Выбрать главу

Долго стучали в ворота. Никто не откликался. Наконец, когда уже иссякло терпение и Плещеевы собрались уходить, за притвором послышался голос старого дворника: «Кто такие?» Он их узнал, пропустил. Повел в сад, в сторожку. Там прятался Саня. Отлеживался. Был невредим, но измучен. Появление братьев, отца ободрило его.

Батюшка находил, что теперь ему надо срочно спасать себя от кары за участие в мятеже. Может быть, отсутствие Сани в полку пройдет незамеченным?.. Пожалуй, если не будет особых доносов. Охочих на поклеп людей — хоть пруд пруди. Все равно надо сделать попытку незаметно вернуться в казармы. Мундир немедля привести в образцовый порядочек. Конь?.. Остался в конюшне Гренадерского полка. Туда немедленно за лошадью поехать Гришутке! Тем временем все вместе чистили, отскребывали, оттирали мундир, амуницию. Лиза чинила прорехи. Саня побрился, даже голову вымыл.

Гришутка вернулся — конь оказался в порядке. После прощания, после объятий и наставлений Саня сел в седло, приосанился. С бравым видом выехав из ворот, повернул по Галерной на полном скаку в сторону, противоположную площади и Сенату.

А там, на Сенатской, все еще вывозили увечных и мертвых. Полыхали костры.

В ночь с 14 на 15 декабря было арестовано и переправлено в Петропавловскую крепость 624 человека.

ГЛАВА ДЕВЯТАЯ

В Курске Алексей сразу понял: арест Феди Вадковского неспроста. Здесь не «шуточки», вроде песен в Красном Селе. Здесь нечто страшное... Предательство Шервуда! Забранные при аресте бумаги в скрипичном футляре были настолько серьезны и заключали в себе такой состав преступления, что тут не Архангельском пахло, а Петропавловской крепостью. Надо было бы посовещаться с кем-то из лиц, находящихся в кругу дел Общества. Необходимо ехать опять к Чернышевым, в их Тагино. А быть может... быть может, и к Пестелю.
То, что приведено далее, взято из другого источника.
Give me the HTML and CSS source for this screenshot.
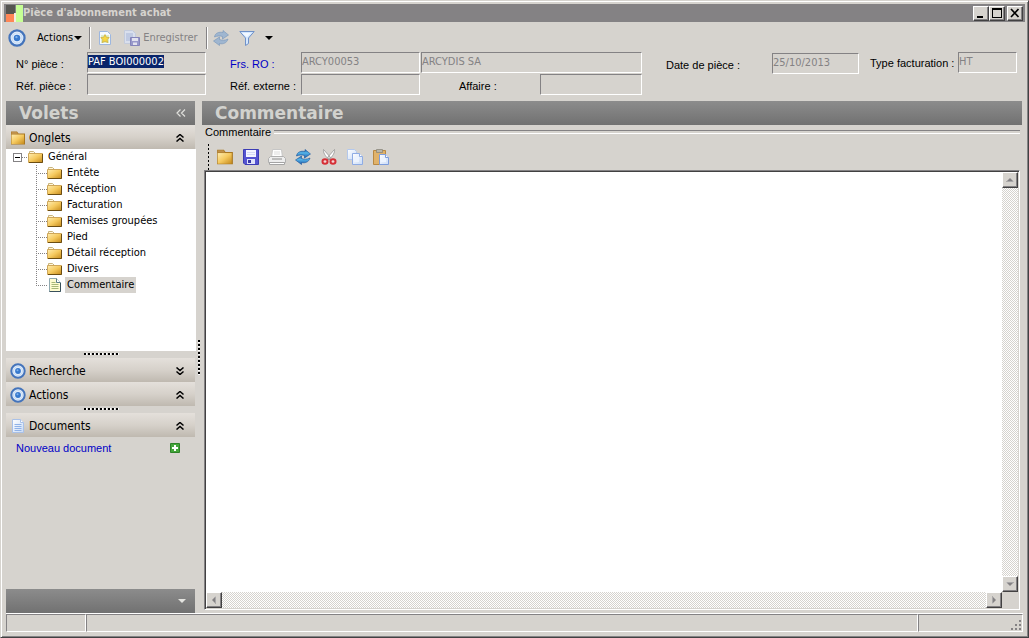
FILE: index.html
```html
<!DOCTYPE html>
<html lang="fr">
<head>
<meta charset="utf-8">
<title>Pièce d'abonnement achat</title>
<link rel="stylesheet" href="styles.css">
</head>
<body>
<svg class="defs" width="0" height="0" aria-hidden="true">
  <defs>
    <linearGradient id="gold" x1="0" y1="0" x2="1" y2="1"><stop offset="0" stop-color="#ffedb0"/><stop offset=".5" stop-color="#f5c95e"/><stop offset="1" stop-color="#c58a1c"/></linearGradient>
    <linearGradient id="sheet" x1="0" y1="0" x2="1" y2="1"><stop offset="0" stop-color="#fff"/><stop offset="1" stop-color="#c9dbf6"/></linearGradient>
    <linearGradient id="wave" x1="0" y1="0" x2="0" y2="1"><stop offset="0" stop-color="#1c62ae"/><stop offset=".4" stop-color="#56b4e8"/><stop offset="1" stop-color="#1a5cae"/></linearGradient>
    <symbol id="folder" viewBox="0 0 16 16"><path d="M1.500 4V2.500h4L7 4" fill="#fff7dc" stroke="#c9b47e"/><path d="M.5 4.500h14v9H.5z" fill="url(#gold)" stroke="#cfa75a"/><path d="M1 13.500h13.500V5" fill="none" stroke="#6b4d12"/></symbol>
    <symbol id="bigfolder" viewBox="0 0 16 16"><path d="M1 1.500h6L8.500 3.500H15v11H1z" fill="#a97720"/><path d="M1.500 2h5L8 4H1.500z" fill="#c0914a"/><path d="M1.500 4.500h12.500v9.500H1.500z" fill="url(#gold)"/></symbol>
    <symbol id="target" viewBox="0 0 16 16"><circle cx="8" cy="8" r="6.700" fill="#e4eefb" stroke="#4474bb" stroke-width="2"/><circle cx="8" cy="8" r="4.500" fill="none" stroke="#c4dbf4"/><circle cx="8" cy="8" r="2.900" fill="#3779cd"/><circle cx="7.500" cy="7.300" r="1" fill="#7fb2ec"/></symbol>
    <symbol id="doc" viewBox="0 0 16 16"><path d="M2.500 1.500h8l3 3v10h-11z" fill="url(#sheet)" stroke="#a9c1e8"/><path d="M10.500 1.500v3h3" fill="#fff" stroke="#a9c1e8"/><path d="M4.500 6.500h7M4.500 8.500h7M4.500 10.500h7M4.500 12.500h7" stroke="#8fb2e8"/></symbol>
    <symbol id="note" viewBox="0 0 16 16"><path d="M2.500 1.500h7l4 4v9h-11z" fill="#fffcd2" stroke="#8fa9b0"/><path d="M9.500 1.500v4h4" fill="#fff" stroke="#5b7c8a"/><path d="M4.500 5.500h4M4.500 7.500h7M4.500 9.500h7M4.500 11.500h7" stroke="#a8b878"/><path d="M13.500 6v8.500h-11" fill="none" stroke="#39505b"/></symbol>
    <symbol id="refresh" viewBox="0 0 16 16"><path d="M1.500 7C2 3 6 1.500 10 2.500V.5l5.500 4.500-6 4V6.500C7 5.500 4 6 1.500 7z"/><path d="M15 9c-1 4-5 5.500-8.500 4.500v2L.5 11l6-4v2.500C9 10.500 12.500 10.500 15 9z"/></symbol>
    <symbol id="chev" viewBox="0 0 8 8"><path d="M.5 3.500 4 .5l3.500 3M.5 7.500 4 4.500l3.500 3" fill="none" stroke="#000" stroke-width="1.500"/></symbol>
    <symbol id="up" viewBox="0 0 8 4"><path d="M0 4 4 0l4 4z" fill="#848284"/><path d="M1 4h7" stroke="#fff" stroke-width=".6"/></symbol>
  </defs>
</svg>
<div class="window">
  <header class="titlebar">
    <svg class="logo" viewBox="0 0 17 17"><path d="M0 0h9v9H0z" fill="#555550"/><path d="M0 9h9v8H0z" fill="#ff8655"/><path d="M10 0h7v17h-7z" fill="#c6ff94"/><path d="M8 8h2v9H8z" fill="#f5ebe0"/></svg>
    <h1>Pièce d'abonnement achat</h1>
    <div class="winbtns">
      <button class="raised" aria-label="Réduire"><svg viewBox="0 0 12 10"><path d="M2 8h6v2H2z"/></svg></button>
      <button class="raised" aria-label="Agrandir"><svg viewBox="0 0 12 10"><path d="M1 0h10v10H1zM2 2v7h8V2z" fill-rule="evenodd"/></svg></button>
      <button class="raised close" aria-label="Fermer"><svg viewBox="0 0 12 10"><path d="m2 1 7.500 8M9.500 1 2 9" stroke="#000" stroke-width="1.700"/></svg></button>
    </div>
  </header>

  <nav class="toolbar">
    <svg class="ic18"><use href="#target"/></svg>
    <button class="menu">Actions <i class="caret"></i></button>
    <i class="sep"></i>
    <button class="flat" aria-label="Nouveau"><svg class="ic16" viewBox="0 0 16 16"><path d="M2.500 1.500h8l3 3v10h-11z" fill="#f5f9ff" stroke="#9db7df"/><path d="M4 5h8v8H4z" fill="#dcebc9"/><path d="m8 4.500 1.300 2.700 3 .4-2.200 2 .6 3L8 11.200l-2.700 1.400.6-3-2.200-2 3-.4z" fill="#f6d744" stroke="#c8a22b" stroke-width=".6"/></svg></button>
    <button class="save" disabled><svg class="ic18" viewBox="0 0 18 18"><path d="M1.500 1.500h8l3 3v10h-11z" fill="#d9dfed" stroke="#c3cbdc"/><path d="M3 5h7M3 7h7M3 9h7M3 11h4" stroke="#a5b4d7"/><path d="M7.500 8.500h9v8h-9z" fill="#9898ca" stroke="#8484ba"/><path d="M9 9h6v3H9zM10 13.500h4V16h-4z" fill="#e2e2ef"/></svg>Enregistrer</button>
    <i class="sep"></i>
    <button class="flat" aria-label="Actualiser"><svg class="ic16" fill="#9fb6d0" stroke="#7593b8" stroke-width=".6"><use href="#refresh"/></svg></button>
    <button class="flat filter" aria-label="Filtrer"><svg class="ic16" viewBox="0 0 16 16"><path d="M.8 1.500h14.400L9.500 8v5.500l-3 2V8z" fill="#d5e8ff" stroke="#6f91c8"/><path d="M3 3h9L8 7z" fill="#f3f9ff"/></svg></button>
    <button class="flat" aria-label="Plus d'options"><i class="caret"></i></button>
  </nav>

  <form class="fields">
    <div class="grid">
      <label for="num">N° pièce :</label>
      <input id="num" value="PAF BOI000002">
      <label for="frs" class="blue">Frs. RO :</label>
      <input id="frs" value="ARCY00053" disabled>
      <input class="wide" value="ARCYDIS SA" aria-label="Nom fournisseur" disabled>
      <label for="ref">Réf. pièce :</label>
      <input id="ref" disabled>
      <label for="ext">Réf. externe :</label>
      <input id="ext" disabled>
      <label for="aff" class="affaire">Affaire :</label>
      <input id="aff" disabled>
    </div>
    <div class="pair"><label for="date">Date de pièce :</label><input id="date" value="25/10/2013" disabled></div>
    <div class="pair type"><label for="type">Type facturation :</label><input id="type" value="HT" disabled></div>
  </form>

  <div class="body">
    <aside class="side">
      <div class="bar"><h2>Volets</h2><button class="flat" aria-label="Replier"><svg class="collapse" viewBox="0 0 10 8"><path d="M4.500.5 1 4l3.500 3.500M9 .5 5.500 4 9 7.500" fill="none" stroke="#e0e0dc" stroke-width="1.200"/></svg></button></div>
      <button class="section"><svg class="ic16"><use href="#bigfolder"/></svg><span>Onglets</span><svg class="chev"><use href="#chev"/></svg></button>
      <div class="tree">
        <div class="root"><button class="minus" aria-label="Replier Général"></button><i class="dots"></i><svg class="ic16"><use href="#folder"/></svg><span>Général</span></div>
        <ul>
          <li><svg class="ic16"><use href="#folder"/></svg><span>Entête</span></li>
          <li><svg class="ic16"><use href="#folder"/></svg><span>Réception</span></li>
          <li><svg class="ic16"><use href="#folder"/></svg><span>Facturation</span></li>
          <li><svg class="ic16"><use href="#folder"/></svg><span>Remises groupées</span></li>
          <li><svg class="ic16"><use href="#folder"/></svg><span>Pied</span></li>
          <li><svg class="ic16"><use href="#folder"/></svg><span>Détail réception</span></li>
          <li><svg class="ic16"><use href="#folder"/></svg><span>Divers</span></li>
          <li class="current"><svg class="ic16"><use href="#note"/></svg><span>Commentaire</span></li>
        </ul>
      </div>
      <div class="hsplit"><i></i></div>
      <button class="section"><svg class="ic16"><use href="#target"/></svg><span>Recherche</span><svg class="chev down"><use href="#chev"/></svg></button>
      <button class="section"><svg class="ic16"><use href="#target"/></svg><span>Actions</span><svg class="chev"><use href="#chev"/></svg></button>
      <div class="hsplit"><i></i></div>
      <button class="section"><svg class="ic16"><use href="#doc"/></svg><span>Documents</span><svg class="chev"><use href="#chev"/></svg></button>
      <div class="newdoc"><a href="#">Nouveau document</a><button class="flat" aria-label="Ajouter"><svg class="add" viewBox="0 0 10 10"><path d="M.5.5h9v9h-9z" fill="#44a63a" stroke="#2d8227"/><path d="M5 2v6M2 5h6" stroke="#fff" stroke-width="2"/></svg></button></div>
      <div class="bar foot"><button class="flat" aria-label="Configurer"><i class="caret light"></i></button></div>
    </aside>
    <div class="vsplit"><i></i></div>
    <main class="main">
      <div class="bar"><h2>Commentaire</h2></div>
      <section class="group">
        <h3>Commentaire</h3>
        <div class="tools">
          <i class="grip"></i>
          <button class="flat" aria-label="Ouvrir"><svg class="ic18" viewBox="0 0 16 16"><use href="#bigfolder"/></svg></button>
          <button class="flat" aria-label="Enregistrer"><svg class="ic18" viewBox="0 0 18 18"><path d="M1.500 1.500h15v15H3l-1.500-1.500z" fill="#5454d0" stroke="#3c3cb4"/><path d="M4 2h10v7H4z" fill="#f4f5ff"/><path d="M5 4.500h8M5 6.500h8" stroke="#d4d9f6"/><path d="M5 11h8v5H5z" fill="#dfe2fa"/><path d="M6 12h3v3H6z" fill="#3838a8"/></svg></button>
          <button class="flat" aria-label="Imprimer"><svg class="ic18" viewBox="0 0 18 18"><path d="M4.500 1.500h9l1 8h-11z" fill="#fff" stroke="#c6c6c6"/><path d="M6 4h6M6 6h6" stroke="#dcdcdc"/><path d="m.5 10.500 2-2h13l2 2v4h-17z" fill="#ededed" stroke="#b0b0b0"/><path d="M4 11h10" stroke="#8c8c8c"/><path d="M1.500 14.500h15v2h-15z" fill="#fff" stroke="#a4a4a4"/></svg></button>
          <button class="flat" aria-label="Actualiser"><svg class="ic16" fill="url(#wave)" stroke="#16539a" stroke-width=".6"><use href="#refresh"/></svg></button>
          <button class="flat" aria-label="Couper"><svg class="ic16" viewBox="0 0 16 16"><path d="M2.500.5C2 3.500 4 6.500 8 11l1.500-2.500zM13.500.5c.5 3-1.500 6-5.500 10.500L6.500 8.500z" fill="#fff" stroke="#949494" stroke-width=".8"/><ellipse cx="4" cy="12.500" rx="2.500" ry="2.200" fill="#f4d6d6" stroke="#d52f36" stroke-width="2"/><ellipse cx="12" cy="12.500" rx="2.500" ry="2.200" fill="#f4d6d6" stroke="#d52f36" stroke-width="2"/></svg></button>
          <button class="flat" aria-label="Copier"><svg class="ic16" viewBox="0 0 16 16"><path d="M.5.500h7l2 2v8h-9z" fill="url(#sheet)" stroke="#b4c8ec"/><path d="M5.500 4.500h7l3 3v8h-10z" fill="url(#sheet)" stroke="#8facE4"/><path d="M12.500 4.500v3h3" fill="#fff" stroke="#8face4"/><path d="M7 8h5v5H7z" fill="#edf4ff"/></svg></button>
          <button class="flat" aria-label="Coller"><svg class="ic16" viewBox="0 0 16 16"><path d="M.5 1.500h12v14H.5z" fill="#e0b26a" stroke="#b88842"/><path d="M3.500.5h6v3h-6z" fill="#b9b5a8" stroke="#858176" stroke-width=".7"/><path d="M6.500 5.500h6l3 3v7h-9z" fill="url(#sheet)" stroke="#7c9cdc"/><path d="M12.500 5.500v3h3" fill="#fff" stroke="#7c9cdc"/><path d="M8 9h5v4H8z" fill="#edf4ff"/></svg></button>
        </div>
        <div class="editor">
          <textarea aria-label="Commentaire"></textarea>
          <div class="track vert"><button class="raised" aria-label="Haut"><svg class="arr"><use href="#up"/></svg></button><button class="raised" aria-label="Bas"><svg class="arr d"><use href="#up"/></svg></button></div>
          <div class="track horiz"><button class="raised" aria-label="Gauche"><svg class="arr l"><use href="#up"/></svg></button><button class="raised" aria-label="Droite"><svg class="arr r"><use href="#up"/></svg></button></div>
        </div>
      </section>
    </main>
  </div>

  <footer class="status"><span></span><span></span><span><svg class="sizer" viewBox="0 0 12 12"><path d="M9 1h2v2H9zM5 5h2v2H5zM9 5h2v2H9zM1 9h2v2H1zM5 9h2v2H5zM9 9h2v2H9z" fill="#848284"/></svg></span></footer>
</div>
<script src="script.js"></script>
</body>
</html>
```
FILE: styles.css
```css
* { box-sizing: border-box; }
:root {
  --face: #d6d3ce;
  --shadow: #848284;
  --dark: #424142;
  --ui: "DejaVu Sans Condensed", "DejaVu Sans", sans-serif;
  --label: "Liberation Sans", Arial, sans-serif;
}
body { margin: 0; font: 11px/16px var(--ui); color: #000; background: var(--face); }
.defs { position: absolute; }
svg { display: block; flex: none; }
button { font: inherit; color: inherit; margin: 0; padding: 0; border: 0; background: none; border-radius: 0; }
h1, h2, h3, ul { margin: 0; padding: 0; }
.ic16 { width: 16px; height: 16px; }
.ic18 { width: 18px; height: 18px; }
.flat { display: flex; align-items: center; }

.window {
  min-height: 100vh; display: flex; flex-direction: column;
  padding: 2px 3px 3px 3px; background: var(--face);
  border: 1px solid; border-color: var(--face) var(--dark) var(--dark) var(--face);
  box-shadow: inset 1px 1px #fff, inset -1px -1px var(--shadow);
}
.titlebar { display: flex; align-items: center; height: 18px; padding: 0 2px; background: var(--shadow); margin-top: 1px; }
.logo { width: 17px; height: 17px; }
.titlebar h1 { flex: 1; font: bold 11px/16px "DejaVu Sans Condensed", "DejaVu Sans", sans-serif; color: var(--face); }
.winbtns { display: flex; }
.raised {
  display: flex; align-items: center; justify-content: center; background: var(--face);
  width: 16px; height: 15px; border: 1px solid; border-color: #fff var(--dark) var(--dark) #fff;
  box-shadow: inset -1px -1px var(--shadow);
}
.winbtns svg { width: 12px; height: 10px; }
.close { margin-left: 2px; }

.toolbar { display: flex; align-items: center; height: 29px; padding: 3px 4px 0; }
.caret { display: inline-block; border: 4px solid transparent; border-top-color: #000; border-bottom: 0; }
.caret.light { border-top-color: #e4e4e0; }
.menu { display: flex; align-items: center; gap: 1px; margin-left: 11px; }
.sep { width: 2px; height: 22px; margin: 0 6px 0 7px; border-left: 1px solid var(--shadow); border-right: 1px solid #fff; }
.save { display: flex; align-items: center; gap: 2px; margin-left: 10px; color: var(--shadow); }
.save + .sep { margin: 0 5px 0 8px; }
.filter { margin: 0 10px; }

.fields { display: flex; align-items: flex-start; padding: 1px 4px 0 12px; font-family: var(--label); }
.grid { display: grid; grid-template-columns: 71px 119px 24px 71px 119px 39px 81px 102px; row-gap: 1px; align-items: center; }
.grid label { padding-top: 2px; }
.grid label[for="frs"], .grid label[for="ext"] { grid-column: 3 / 5; padding-left: 24px; white-space: nowrap; }
.grid .wide { grid-column: 6 / 9; margin-left: 1px; width: auto; }
.affaire { grid-column: 7; }
.blue, a { color: #0000c6; text-decoration: none; }
input {
  width: 100%; min-width: 0; height: 21px; margin: 0; padding: 0 0 3px; font: 11px var(--ui); color: #000;
  background: var(--face); border: 1px solid; border-color: var(--shadow) #fff #fff var(--shadow);
  border-radius: 0; outline: 0;
}
input:disabled { color: var(--shadow); }
input::selection { background: #08246b; color: #fff; }
.pair { display: flex; align-items: center; padding-top: 1px; margin-left: 24px; }
.pair label { width: 106px; padding-top: 3px; }
.pair input { width: 87px; }
.type { margin-left: 11px; padding-top: 0; }
.type label { width: 88px; padding-top: 0; white-space: nowrap; }
.type input { width: 59px; }

.body { flex: 1; display: flex; padding: 6px 3px 0 2px; }
.side { width: 190px; flex: none; display: flex; flex-direction: column; }
.bar {
  display: flex; align-items: center; justify-content: space-between; height: 24px; flex: none;
  padding: 0 9px 0 13px; background: linear-gradient(#8c8c8c, #717171);
}
.side .bar, .section { margin-right: 1px; }
.bar h2 { font: bold 17px/24px "DejaVu Sans", sans-serif; color: #d2d2ce; }
.bar .collapse { width: 10px; height: 8px; }
.section {
  display: flex; align-items: center; gap: 3px; height: 24px; padding: 1px 11px 0 4px; flex: none;
  font-size: 12px; text-align: left; background: linear-gradient(#e4e0db, #d6d1ca 50%, #bfb9b0);
}
.section span { flex: 1; }
.chev { width: 8px; height: 8px; }
.down { transform: rotate(180deg); }
.tree { background: #fff; height: 202px; padding-left: 7px; }
.root { display: flex; align-items: center; height: 16px; }
.minus { width: 9px; height: 9px; border: 1px solid var(--shadow); background: linear-gradient(#000, #000) center / 5px 1px no-repeat; }
.dots { width: 6px; height: 1px; background: repeating-linear-gradient(90deg, #848284 0 1px, #fff 1px 2px); }
.root span { margin-left: 4px; }
.tree ul { list-style: none; margin-left: 23px; }
.tree li {
  display: flex; align-items: center; height: 16px; padding-left: 11px;
  background:
    repeating-linear-gradient(90deg, #848284 0 1px, #fff 1px 2px) 0 8px / 11px 1px no-repeat,
    repeating-linear-gradient(#848284 0 1px, #fff 1px 2px) 0 0 / 1px 100% no-repeat;
}
.tree li:last-child { background-size: 11px 1px, 1px 8px; }
.tree li span { margin-left: 2px; padding: 0 2px; line-height: 16px; }
.current span { background: var(--face); }
.hsplit { height: 7px; display: flex; justify-content: center; align-items: flex-start; padding-top: 2px; }
.hsplit i { width: 35px; height: 2px; background: repeating-linear-gradient(90deg, #000 0 2px, #fff 2px 3px, var(--face) 3px 4px); }
.vsplit { width: 6px; flex: none; display: flex; justify-content: center; align-items: center; }
.vsplit i { width: 2px; height: 35px; background: repeating-linear-gradient(#000 0 2px, #fff 2px 3px, var(--face) 3px 4px); }
.newdoc { display: flex; align-items: center; justify-content: space-between; padding: 3px 16px 0 10px; font-family: var(--label); }
.add { width: 10px; height: 10px; }
.foot { margin-top: auto; justify-content: flex-end; }

.main { flex: 1; min-width: 0; display: flex; flex-direction: column; }
.group { flex: 1; display: flex; flex-direction: column; padding: 0 2px 3px; }
.group h3 { display: flex; align-items: center; gap: 3px; padding-left: 1px; font: 11px/14px var(--label); }
.group h3::after { content: ""; flex: 1; height: 2px; border-top: 1px solid var(--shadow); border-bottom: 1px solid #fff; }
.tools { display: flex; align-items: center; gap: 10px; height: 31px; padding: 5px 0 0 4px; }
.tools .flat { width: 16px; justify-content: center; }
.grip { width: 1px; height: 26px; margin-right: -2px; background: repeating-linear-gradient(#000 0 2px, var(--face) 2px 4px); }
.editor {
  flex: 1; display: grid; grid-template: 1fr 16px / 1fr 16px;
  border: 1px solid; border-color: var(--shadow) #fff #fff var(--shadow);
  box-shadow: inset 1px 1px var(--dark); padding: 1px;
}
textarea { width: 100%; height: 100%; border: 0; margin: 0; padding: 2px; resize: none; outline: 0; background: #fff; font: 11px var(--ui); overflow: hidden; }
.track { display: flex; justify-content: space-between; background: repeating-conic-gradient(#fff 0 25%, var(--face) 0 50%) 0 0 / 2px 2px; }
.track .raised { width: 16px; height: 16px; }
.vert { flex-direction: column; }
.arr { width: 8px; height: 4px; }
.d { transform: rotate(180deg); }
.l { transform: rotate(-90deg); }
.r { transform: rotate(90deg); }

.status { display: grid; grid-template-columns: 80px 1fr 105px; height: 19px; margin: 0 2px 2px; border-top: 1px solid #fff; }
.status span { display: flex; justify-content: flex-end; align-items: flex-end; border: 1px solid; border-color: var(--shadow) #fff #fff var(--shadow); }
.sizer { width: 12px; height: 12px; }
```
FILE: script.js
```js
const number = document.getElementById("num");
number.focus();
number.select();
```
Из Курска выехали на рассвете. Тимофей, сопровождавший Алешу, приставленный в «дядьки» к нему, отмалчивался. После встречи с Вадковским у кибитки фельдъегеря он понял все, разумеется, но раз барчук предпочитал о том с ним не говорить, так он со своею указкой лезть не хочет, тем более что никакой опасности пока еще не видать.

При втором, а теперь даже третьем проезде через Орел стали до них доходить сбивчивые, беспорядочные вести. Передавали о каком-то возмущении войск в Петербурге, о расстреле народа пушками на Сенатской... Близких знакомых в Орле никого. Поэтому не задерживаясь заторопились в имение Тагино.

Семью Чернышевых Алексей застал в благодушнейшем состоянии. Елизавета Петровна на глазах у всех поправлялась: к ней вернулся дар речи, рука и нога позволяли даже вставать — она начала передвигаться по комнатам. Пять сестер, задержавшиеся под кровлей родителей из-за болезни maman, все такие же: чуточку взбалмошные, чуточку сумасбродные, в батюшку, следовали примеру его и продолжали развлекать друг друга курьезными выдумками. Захарушка ежедневно ходил на охоту. В дни морозов и снежных метелей погружался в чтение испанских романов — про себя или вслух. Он уже многие годы страстно тянулся к изучению языков и многие из них одолел в совершенстве. В этой сфере он был явно талантлив. Сейчас ходил в темных очках: от мороза и ветра, от долгого чтения при свечах разболелись глаза, что было уж не раз и в прежнее время.

Никита целыми днями что-то писал, часов по шестнадцати в сутки. Ах, как он подкупал Алексея редкими многосторонними знаниями, широтой кругозора: подобно Захару, он владел восемью языками, в том числе древнегреческим, латинским, еврейским, изучил высшую математику, астрономию, был сведущ в ботанике и в сложных сельскохозяйственных и земельных вопросах, а помимо того постоянно проявлял себя первоклассным организатором. Писал портреты кистью, пером, умел великолепно ноты переплетать, книги, журналы и, что удивительно, всегда находил время для этого.

Александрин не чаяла в нем души, предупреждала всякие пожелания, чутко умея предугадывать, «сдувала пылинки». В этой беззаветной любви она нашла свое жизненное предназначение, вся растворившись в чувстве к нему, своему мужу и отцу двух детей. Ждали третьего.

Со смятенной душой приступил Алексей к трудному делу: нарушить спокойствие дорогой и близкой семьи известием о взятии под стражу и об отправлении по этапу Феди Вадковского, любимого всеми кузена. Первоначально он решил оповестить об этом только Захара с Никитой и выбрал момент, когда они остались втроем.